A school district in Pennsylvania recently made the news for sending a letter to around twenty families who owed money for their kids’ lunches. The letter threatened to take the children away and place them in foster care if the bills were not paid.

(By the way, this was an empty threat. Economic struggle does not constitute a legal reason to remove a child from her home.)

When it made the news, several individuals offered to pay the outstanding bills, which total around $18,000. The school board refused the offers at first, but after a day of negative social media attention, they changed course and accepted at least one person’s offer.

In the end, it was a clumsy and cruel attempt to frighten poor families. The school board should never have allowed it.
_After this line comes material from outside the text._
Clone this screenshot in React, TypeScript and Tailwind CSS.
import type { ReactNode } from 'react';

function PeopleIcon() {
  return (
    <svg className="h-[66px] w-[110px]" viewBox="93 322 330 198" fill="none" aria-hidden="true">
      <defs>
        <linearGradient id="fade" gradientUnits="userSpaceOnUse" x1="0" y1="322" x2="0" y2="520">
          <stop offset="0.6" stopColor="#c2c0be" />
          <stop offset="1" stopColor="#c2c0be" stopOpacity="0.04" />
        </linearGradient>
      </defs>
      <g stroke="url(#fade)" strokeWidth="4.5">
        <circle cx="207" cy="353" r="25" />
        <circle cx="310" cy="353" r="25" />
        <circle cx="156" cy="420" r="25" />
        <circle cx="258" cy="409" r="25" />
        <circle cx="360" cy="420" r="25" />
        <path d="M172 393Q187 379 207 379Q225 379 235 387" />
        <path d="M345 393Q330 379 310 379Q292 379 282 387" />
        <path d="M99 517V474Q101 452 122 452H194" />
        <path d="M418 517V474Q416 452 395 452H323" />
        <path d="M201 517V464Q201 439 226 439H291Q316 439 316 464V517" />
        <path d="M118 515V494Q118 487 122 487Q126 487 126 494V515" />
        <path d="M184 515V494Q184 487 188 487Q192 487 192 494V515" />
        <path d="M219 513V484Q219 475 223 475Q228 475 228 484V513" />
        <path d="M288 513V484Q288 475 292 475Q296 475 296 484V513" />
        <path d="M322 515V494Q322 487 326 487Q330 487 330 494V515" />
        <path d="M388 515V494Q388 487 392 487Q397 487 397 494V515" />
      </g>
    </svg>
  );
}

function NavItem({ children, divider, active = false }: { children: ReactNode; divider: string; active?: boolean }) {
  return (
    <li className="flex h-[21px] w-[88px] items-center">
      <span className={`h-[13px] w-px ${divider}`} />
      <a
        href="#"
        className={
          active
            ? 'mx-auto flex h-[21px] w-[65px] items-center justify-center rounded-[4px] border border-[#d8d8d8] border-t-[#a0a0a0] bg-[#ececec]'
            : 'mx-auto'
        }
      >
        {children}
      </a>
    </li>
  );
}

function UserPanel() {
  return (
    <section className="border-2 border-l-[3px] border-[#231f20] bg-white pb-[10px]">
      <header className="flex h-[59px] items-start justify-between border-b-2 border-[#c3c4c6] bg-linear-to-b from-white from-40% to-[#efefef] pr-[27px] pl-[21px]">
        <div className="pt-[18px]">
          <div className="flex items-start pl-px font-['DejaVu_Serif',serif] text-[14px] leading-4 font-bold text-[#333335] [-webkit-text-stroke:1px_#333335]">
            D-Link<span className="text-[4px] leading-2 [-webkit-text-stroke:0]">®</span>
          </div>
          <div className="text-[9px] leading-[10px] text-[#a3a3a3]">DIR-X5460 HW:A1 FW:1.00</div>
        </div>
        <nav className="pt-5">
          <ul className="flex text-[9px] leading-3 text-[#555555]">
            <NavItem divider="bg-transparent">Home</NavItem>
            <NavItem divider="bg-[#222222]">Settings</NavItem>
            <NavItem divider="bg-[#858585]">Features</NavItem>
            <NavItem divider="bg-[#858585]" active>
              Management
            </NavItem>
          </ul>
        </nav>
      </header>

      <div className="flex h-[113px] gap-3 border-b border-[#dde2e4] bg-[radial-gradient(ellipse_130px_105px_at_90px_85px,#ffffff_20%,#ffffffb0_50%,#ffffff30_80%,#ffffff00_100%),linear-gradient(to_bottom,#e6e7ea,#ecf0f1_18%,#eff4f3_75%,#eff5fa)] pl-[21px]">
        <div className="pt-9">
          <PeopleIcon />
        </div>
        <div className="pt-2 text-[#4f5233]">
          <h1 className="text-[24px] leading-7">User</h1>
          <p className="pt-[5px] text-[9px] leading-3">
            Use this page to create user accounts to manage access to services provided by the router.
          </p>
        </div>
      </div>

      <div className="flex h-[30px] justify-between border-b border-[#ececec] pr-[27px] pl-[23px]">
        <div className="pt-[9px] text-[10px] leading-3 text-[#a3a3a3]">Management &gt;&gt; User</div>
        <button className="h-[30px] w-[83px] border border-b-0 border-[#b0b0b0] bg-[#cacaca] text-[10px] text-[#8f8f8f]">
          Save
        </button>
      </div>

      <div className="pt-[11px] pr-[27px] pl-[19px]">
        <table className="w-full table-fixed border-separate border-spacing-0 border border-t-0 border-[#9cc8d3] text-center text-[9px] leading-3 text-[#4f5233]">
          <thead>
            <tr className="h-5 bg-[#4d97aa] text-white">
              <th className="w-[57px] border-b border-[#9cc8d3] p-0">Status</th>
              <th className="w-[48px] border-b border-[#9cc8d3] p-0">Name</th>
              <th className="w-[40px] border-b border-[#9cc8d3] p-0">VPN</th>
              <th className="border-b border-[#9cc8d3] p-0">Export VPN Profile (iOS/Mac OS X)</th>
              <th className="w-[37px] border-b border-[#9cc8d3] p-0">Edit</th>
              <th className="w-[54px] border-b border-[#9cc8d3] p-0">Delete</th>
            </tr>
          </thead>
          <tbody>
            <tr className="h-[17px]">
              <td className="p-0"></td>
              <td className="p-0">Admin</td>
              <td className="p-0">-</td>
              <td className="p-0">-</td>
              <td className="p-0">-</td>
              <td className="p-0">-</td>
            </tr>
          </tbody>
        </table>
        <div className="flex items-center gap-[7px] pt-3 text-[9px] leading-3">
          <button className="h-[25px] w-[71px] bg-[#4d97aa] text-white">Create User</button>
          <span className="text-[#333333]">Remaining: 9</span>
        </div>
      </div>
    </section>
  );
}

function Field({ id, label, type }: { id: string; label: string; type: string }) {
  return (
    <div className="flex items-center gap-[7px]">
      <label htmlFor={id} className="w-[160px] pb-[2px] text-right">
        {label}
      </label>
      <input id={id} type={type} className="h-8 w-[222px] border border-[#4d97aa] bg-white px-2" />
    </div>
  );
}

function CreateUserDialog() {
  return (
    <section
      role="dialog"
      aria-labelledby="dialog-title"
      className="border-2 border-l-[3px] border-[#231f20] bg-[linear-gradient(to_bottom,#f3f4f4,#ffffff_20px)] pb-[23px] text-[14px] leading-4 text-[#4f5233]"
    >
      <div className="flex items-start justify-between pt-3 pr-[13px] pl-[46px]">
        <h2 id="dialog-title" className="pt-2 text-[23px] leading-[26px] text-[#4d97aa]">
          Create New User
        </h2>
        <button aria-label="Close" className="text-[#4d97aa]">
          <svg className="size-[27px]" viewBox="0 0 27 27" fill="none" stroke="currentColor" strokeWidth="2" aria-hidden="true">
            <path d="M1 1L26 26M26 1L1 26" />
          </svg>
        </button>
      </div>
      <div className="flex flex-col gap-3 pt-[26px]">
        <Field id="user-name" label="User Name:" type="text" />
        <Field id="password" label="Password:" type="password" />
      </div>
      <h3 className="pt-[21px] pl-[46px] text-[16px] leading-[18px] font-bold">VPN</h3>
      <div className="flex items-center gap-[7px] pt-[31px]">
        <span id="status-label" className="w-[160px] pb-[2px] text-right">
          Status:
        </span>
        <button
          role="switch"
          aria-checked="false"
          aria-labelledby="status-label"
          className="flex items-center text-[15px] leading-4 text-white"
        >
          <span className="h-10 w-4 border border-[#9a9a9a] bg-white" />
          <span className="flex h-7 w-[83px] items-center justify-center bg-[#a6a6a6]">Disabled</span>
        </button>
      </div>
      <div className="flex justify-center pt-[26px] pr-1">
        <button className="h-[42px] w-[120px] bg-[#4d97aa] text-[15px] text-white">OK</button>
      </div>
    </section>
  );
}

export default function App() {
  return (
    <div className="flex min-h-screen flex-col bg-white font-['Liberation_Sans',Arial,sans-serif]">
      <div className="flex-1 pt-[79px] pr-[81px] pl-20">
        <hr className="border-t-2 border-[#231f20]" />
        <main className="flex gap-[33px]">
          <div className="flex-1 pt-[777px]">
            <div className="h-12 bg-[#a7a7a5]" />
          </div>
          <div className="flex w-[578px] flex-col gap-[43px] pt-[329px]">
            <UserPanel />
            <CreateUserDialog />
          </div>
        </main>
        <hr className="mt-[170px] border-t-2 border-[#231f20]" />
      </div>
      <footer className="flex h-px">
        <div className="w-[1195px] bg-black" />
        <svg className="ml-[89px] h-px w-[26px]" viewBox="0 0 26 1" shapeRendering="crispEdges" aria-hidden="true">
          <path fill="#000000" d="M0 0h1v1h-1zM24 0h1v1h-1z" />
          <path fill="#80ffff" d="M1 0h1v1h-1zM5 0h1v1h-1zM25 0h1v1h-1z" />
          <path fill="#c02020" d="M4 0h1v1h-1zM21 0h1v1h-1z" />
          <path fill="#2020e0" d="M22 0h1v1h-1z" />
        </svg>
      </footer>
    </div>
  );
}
Accepting the offer was, under the circumstances, the better (or perhaps the least disgraceful) choice. But there’s another unhealthy feature of this story that we should consider.

More and more, Americans are substituting the kindness of strangers for just and equitable policy. We see this trend in the story of the Pennsylvania school. We see this in the many crowdsourcing efforts to pay medical bills. We see it in headlines like “Heartwarming!! This Girl’s Family Couldn’t Afford A Wheelchair, So Her Nurses Pooled Their Money And Got Her One!” We’re meant to celebrate the generosity of the nurses, or the billionaire who paid for a college class’s debt, or the CEO who paid for the school lunches.

Those are fine gestures, but charity is no replacement for just policies, and the random kindness of strangers cannot make up for the absence of political will that allows this kind of desperation to become as common as it has. It’s not much different from playing the lottery: just as haphazard, as dependent on being in the right place at the right time, as illusory a fix for insecurity.

Neither can religious organizations bridge the gap. It isn’t their vocation to bridge the gap. That task is given to all of us — to all of society, in order to (in the US Constitution’s words) “promote the general Welfare.”

The Rev.  Karl W. Runser serves as the pastor of the Southern Clinton County Lutheran Parish and as a LAMPa Policy Council member representing the Upper Susquehanna Synod.